*Your instructions*: Go through the data below line by line and count those containing the word "React". Reply with the count only.

*Given information*:
========
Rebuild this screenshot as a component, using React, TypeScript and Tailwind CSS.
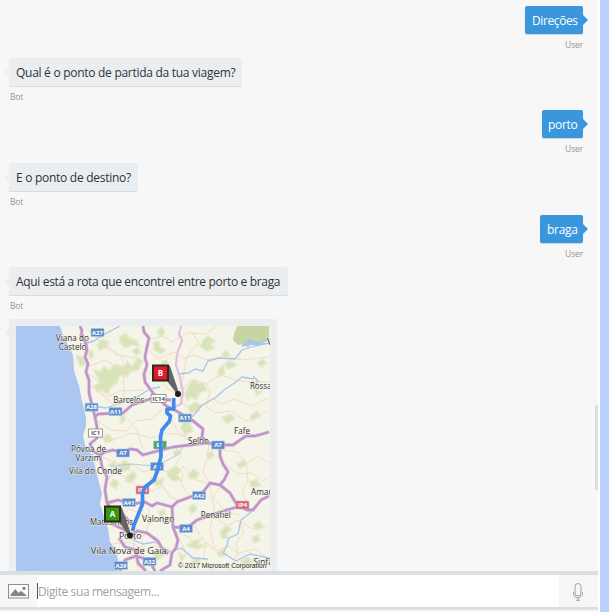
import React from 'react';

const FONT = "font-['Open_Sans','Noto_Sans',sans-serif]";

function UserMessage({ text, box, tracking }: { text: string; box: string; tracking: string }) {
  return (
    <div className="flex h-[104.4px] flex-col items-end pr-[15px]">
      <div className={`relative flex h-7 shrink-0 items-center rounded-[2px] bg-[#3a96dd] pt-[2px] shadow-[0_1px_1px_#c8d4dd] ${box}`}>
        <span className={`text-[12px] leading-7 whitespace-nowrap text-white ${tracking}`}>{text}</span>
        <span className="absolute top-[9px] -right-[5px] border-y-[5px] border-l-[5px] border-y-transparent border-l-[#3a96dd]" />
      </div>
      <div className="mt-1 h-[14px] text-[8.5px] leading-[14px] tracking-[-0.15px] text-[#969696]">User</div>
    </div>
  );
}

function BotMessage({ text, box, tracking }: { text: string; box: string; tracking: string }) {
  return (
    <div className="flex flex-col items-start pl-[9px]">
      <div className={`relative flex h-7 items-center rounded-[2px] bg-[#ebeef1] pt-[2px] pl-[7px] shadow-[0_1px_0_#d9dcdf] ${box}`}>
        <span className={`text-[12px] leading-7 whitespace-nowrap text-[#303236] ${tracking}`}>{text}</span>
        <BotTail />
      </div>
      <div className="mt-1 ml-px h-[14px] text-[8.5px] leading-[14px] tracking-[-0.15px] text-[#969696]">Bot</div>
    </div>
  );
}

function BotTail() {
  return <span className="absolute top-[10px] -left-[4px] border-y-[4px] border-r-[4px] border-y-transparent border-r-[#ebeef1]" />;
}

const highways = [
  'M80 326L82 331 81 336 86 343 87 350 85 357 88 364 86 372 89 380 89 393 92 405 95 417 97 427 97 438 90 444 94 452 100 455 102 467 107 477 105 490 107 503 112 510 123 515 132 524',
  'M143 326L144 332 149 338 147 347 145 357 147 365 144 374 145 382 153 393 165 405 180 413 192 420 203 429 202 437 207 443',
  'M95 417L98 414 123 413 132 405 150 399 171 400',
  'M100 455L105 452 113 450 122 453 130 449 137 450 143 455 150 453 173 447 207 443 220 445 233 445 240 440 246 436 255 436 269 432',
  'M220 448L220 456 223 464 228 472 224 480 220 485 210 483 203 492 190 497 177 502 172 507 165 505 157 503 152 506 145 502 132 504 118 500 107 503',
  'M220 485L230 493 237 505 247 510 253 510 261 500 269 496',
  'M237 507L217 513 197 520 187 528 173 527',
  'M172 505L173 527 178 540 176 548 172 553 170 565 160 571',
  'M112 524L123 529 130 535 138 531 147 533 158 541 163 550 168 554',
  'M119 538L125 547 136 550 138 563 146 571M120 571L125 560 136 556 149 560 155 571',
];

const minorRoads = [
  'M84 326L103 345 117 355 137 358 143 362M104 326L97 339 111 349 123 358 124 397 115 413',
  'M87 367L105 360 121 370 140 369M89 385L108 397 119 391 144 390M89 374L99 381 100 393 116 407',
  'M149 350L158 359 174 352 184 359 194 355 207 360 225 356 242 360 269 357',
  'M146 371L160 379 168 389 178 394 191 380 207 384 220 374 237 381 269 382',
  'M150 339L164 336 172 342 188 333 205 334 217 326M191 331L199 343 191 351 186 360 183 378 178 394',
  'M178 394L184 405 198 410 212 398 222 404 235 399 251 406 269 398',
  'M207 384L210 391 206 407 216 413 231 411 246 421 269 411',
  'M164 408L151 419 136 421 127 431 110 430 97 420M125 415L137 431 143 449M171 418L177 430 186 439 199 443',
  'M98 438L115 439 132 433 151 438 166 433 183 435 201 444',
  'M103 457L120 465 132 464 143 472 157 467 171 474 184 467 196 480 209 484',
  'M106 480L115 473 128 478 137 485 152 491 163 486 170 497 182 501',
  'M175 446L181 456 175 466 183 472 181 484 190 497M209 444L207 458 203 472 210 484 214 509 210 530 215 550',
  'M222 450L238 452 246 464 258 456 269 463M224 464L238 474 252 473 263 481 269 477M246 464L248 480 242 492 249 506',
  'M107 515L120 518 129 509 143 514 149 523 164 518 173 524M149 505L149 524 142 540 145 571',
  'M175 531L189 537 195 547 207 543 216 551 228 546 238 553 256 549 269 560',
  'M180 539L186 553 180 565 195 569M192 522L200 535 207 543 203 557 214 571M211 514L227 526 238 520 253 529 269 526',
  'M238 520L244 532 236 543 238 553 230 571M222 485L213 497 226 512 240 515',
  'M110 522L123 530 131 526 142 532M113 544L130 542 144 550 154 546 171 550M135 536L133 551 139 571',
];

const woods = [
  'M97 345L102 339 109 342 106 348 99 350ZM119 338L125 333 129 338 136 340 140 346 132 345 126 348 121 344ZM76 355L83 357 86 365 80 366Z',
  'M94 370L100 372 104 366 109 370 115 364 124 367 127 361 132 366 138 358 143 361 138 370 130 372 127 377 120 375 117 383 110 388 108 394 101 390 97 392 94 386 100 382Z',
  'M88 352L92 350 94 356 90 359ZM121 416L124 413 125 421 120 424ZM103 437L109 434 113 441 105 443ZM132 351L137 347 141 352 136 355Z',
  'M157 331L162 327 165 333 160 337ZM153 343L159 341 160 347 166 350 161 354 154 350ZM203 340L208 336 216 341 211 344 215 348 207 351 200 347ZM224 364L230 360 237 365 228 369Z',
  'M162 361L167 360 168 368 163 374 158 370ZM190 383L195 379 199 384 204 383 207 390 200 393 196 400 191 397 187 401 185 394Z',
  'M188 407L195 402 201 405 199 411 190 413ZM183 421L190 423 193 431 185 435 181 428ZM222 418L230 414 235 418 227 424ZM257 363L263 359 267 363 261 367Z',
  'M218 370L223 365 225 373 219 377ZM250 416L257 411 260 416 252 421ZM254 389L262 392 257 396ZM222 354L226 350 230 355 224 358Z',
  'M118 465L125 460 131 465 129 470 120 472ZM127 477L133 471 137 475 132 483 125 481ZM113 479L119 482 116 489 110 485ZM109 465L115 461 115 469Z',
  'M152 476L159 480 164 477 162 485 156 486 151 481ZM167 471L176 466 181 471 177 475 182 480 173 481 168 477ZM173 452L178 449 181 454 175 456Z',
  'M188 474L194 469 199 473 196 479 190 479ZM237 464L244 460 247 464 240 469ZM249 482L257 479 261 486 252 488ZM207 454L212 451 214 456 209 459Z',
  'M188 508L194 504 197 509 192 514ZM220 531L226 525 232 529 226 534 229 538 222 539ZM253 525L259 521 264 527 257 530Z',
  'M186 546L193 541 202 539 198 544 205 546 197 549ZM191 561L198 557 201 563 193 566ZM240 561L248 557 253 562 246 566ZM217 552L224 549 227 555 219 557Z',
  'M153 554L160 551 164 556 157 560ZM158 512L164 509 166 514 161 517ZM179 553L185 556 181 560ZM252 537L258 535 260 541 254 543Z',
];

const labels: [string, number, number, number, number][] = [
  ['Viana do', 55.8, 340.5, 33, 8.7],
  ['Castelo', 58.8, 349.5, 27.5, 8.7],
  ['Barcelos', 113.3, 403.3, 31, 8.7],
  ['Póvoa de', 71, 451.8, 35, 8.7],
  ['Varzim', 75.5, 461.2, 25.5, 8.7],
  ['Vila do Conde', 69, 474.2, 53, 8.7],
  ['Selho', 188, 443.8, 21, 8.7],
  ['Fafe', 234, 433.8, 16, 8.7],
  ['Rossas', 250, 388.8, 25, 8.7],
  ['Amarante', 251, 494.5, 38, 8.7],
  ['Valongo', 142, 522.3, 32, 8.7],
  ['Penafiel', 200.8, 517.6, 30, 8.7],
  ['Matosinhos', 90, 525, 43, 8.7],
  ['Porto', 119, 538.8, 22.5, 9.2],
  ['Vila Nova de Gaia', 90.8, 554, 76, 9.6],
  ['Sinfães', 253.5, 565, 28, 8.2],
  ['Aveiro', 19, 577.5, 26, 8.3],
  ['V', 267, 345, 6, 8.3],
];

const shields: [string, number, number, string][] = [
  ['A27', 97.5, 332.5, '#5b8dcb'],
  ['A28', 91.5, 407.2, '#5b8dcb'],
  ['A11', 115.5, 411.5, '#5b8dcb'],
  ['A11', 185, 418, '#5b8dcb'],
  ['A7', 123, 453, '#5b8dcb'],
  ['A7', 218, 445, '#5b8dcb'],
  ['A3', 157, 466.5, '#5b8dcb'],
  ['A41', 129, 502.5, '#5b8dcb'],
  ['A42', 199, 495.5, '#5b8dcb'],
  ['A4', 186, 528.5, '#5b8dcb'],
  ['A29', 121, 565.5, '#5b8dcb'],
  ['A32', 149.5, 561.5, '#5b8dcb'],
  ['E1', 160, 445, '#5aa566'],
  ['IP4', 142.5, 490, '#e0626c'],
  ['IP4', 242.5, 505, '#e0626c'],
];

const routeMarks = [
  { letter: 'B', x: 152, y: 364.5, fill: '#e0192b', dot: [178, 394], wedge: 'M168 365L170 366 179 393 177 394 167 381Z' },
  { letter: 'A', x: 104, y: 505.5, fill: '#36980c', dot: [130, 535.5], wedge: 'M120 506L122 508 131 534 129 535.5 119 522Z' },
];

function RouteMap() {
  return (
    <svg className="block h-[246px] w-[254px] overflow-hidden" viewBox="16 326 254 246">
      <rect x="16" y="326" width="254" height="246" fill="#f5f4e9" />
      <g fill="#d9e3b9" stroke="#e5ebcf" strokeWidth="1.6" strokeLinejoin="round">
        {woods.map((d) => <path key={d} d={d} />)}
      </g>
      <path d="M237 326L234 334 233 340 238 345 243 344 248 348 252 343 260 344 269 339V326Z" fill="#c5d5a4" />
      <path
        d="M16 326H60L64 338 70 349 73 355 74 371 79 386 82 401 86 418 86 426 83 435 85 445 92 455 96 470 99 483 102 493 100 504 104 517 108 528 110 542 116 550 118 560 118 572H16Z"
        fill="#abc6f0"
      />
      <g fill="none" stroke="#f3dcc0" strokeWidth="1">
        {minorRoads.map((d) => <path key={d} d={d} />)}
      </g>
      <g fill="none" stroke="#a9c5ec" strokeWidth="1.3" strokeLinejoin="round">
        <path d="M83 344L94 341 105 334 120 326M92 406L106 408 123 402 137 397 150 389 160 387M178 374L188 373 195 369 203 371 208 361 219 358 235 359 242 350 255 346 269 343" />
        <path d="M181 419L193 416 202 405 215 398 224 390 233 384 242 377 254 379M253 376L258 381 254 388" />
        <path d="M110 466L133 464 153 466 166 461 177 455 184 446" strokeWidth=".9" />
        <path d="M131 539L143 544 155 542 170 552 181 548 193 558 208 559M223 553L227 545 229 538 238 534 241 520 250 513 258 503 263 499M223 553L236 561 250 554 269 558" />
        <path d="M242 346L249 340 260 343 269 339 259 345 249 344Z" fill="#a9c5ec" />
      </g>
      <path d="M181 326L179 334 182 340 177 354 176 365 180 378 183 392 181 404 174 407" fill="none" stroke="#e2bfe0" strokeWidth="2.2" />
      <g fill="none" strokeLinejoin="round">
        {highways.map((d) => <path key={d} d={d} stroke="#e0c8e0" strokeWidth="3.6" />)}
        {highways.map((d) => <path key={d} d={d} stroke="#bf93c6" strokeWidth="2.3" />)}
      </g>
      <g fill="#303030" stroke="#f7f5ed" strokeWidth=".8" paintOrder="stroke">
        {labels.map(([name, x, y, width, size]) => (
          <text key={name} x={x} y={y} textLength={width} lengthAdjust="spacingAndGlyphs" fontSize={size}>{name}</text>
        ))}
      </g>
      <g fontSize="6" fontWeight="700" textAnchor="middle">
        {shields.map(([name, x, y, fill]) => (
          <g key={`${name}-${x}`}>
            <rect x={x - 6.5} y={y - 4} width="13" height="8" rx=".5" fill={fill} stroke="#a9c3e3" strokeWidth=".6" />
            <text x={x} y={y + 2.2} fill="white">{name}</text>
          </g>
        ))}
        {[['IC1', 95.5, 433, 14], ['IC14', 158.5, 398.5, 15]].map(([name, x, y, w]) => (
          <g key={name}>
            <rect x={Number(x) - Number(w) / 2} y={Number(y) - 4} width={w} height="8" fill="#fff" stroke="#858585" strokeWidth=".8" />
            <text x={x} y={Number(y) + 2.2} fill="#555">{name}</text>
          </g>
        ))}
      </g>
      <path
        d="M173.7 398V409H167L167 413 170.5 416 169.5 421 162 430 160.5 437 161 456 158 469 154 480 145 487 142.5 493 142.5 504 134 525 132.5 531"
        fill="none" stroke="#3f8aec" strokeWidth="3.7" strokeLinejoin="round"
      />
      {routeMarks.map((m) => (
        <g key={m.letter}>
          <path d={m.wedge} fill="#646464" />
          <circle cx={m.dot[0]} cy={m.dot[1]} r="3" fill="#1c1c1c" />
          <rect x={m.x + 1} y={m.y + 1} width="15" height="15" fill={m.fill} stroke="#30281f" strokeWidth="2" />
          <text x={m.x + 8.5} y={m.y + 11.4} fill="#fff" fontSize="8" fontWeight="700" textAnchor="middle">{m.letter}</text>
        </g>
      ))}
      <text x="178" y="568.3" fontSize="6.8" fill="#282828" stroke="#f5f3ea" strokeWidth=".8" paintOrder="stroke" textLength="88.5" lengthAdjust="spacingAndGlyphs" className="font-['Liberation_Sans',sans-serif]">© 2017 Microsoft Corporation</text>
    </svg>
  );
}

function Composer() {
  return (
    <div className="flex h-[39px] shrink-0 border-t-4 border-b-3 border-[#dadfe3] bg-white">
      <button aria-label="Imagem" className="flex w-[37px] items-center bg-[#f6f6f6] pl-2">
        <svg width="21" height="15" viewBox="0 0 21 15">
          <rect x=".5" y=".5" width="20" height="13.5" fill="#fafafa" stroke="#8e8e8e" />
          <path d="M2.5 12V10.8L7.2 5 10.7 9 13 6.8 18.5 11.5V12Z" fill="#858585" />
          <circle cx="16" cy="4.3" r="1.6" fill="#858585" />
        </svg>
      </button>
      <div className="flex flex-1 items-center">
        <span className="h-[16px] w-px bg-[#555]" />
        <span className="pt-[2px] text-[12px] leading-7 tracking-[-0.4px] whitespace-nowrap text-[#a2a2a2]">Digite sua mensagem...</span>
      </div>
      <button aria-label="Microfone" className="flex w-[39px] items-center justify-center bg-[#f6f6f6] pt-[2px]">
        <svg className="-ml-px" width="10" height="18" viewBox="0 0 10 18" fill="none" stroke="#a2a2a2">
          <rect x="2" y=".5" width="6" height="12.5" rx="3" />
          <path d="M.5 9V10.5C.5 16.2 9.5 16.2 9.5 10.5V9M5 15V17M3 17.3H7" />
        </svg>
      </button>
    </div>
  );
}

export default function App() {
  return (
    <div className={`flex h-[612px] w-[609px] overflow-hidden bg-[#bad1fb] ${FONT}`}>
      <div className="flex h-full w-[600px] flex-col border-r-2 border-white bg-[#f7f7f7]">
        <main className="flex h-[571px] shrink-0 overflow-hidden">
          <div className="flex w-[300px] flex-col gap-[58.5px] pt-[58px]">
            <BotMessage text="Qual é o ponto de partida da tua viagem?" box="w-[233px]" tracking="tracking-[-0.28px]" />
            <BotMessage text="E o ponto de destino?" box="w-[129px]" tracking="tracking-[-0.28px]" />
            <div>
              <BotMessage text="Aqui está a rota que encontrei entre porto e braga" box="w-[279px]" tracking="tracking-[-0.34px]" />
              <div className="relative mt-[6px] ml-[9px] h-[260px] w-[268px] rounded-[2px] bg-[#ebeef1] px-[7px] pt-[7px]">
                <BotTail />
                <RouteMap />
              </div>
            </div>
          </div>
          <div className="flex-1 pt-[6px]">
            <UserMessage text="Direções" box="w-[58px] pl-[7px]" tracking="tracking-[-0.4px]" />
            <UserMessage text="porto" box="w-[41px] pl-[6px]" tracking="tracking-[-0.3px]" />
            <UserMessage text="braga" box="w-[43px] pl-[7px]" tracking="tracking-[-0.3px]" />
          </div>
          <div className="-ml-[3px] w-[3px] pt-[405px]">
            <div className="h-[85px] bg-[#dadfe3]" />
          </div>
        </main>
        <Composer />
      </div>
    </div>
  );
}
========
*Completed task*: 2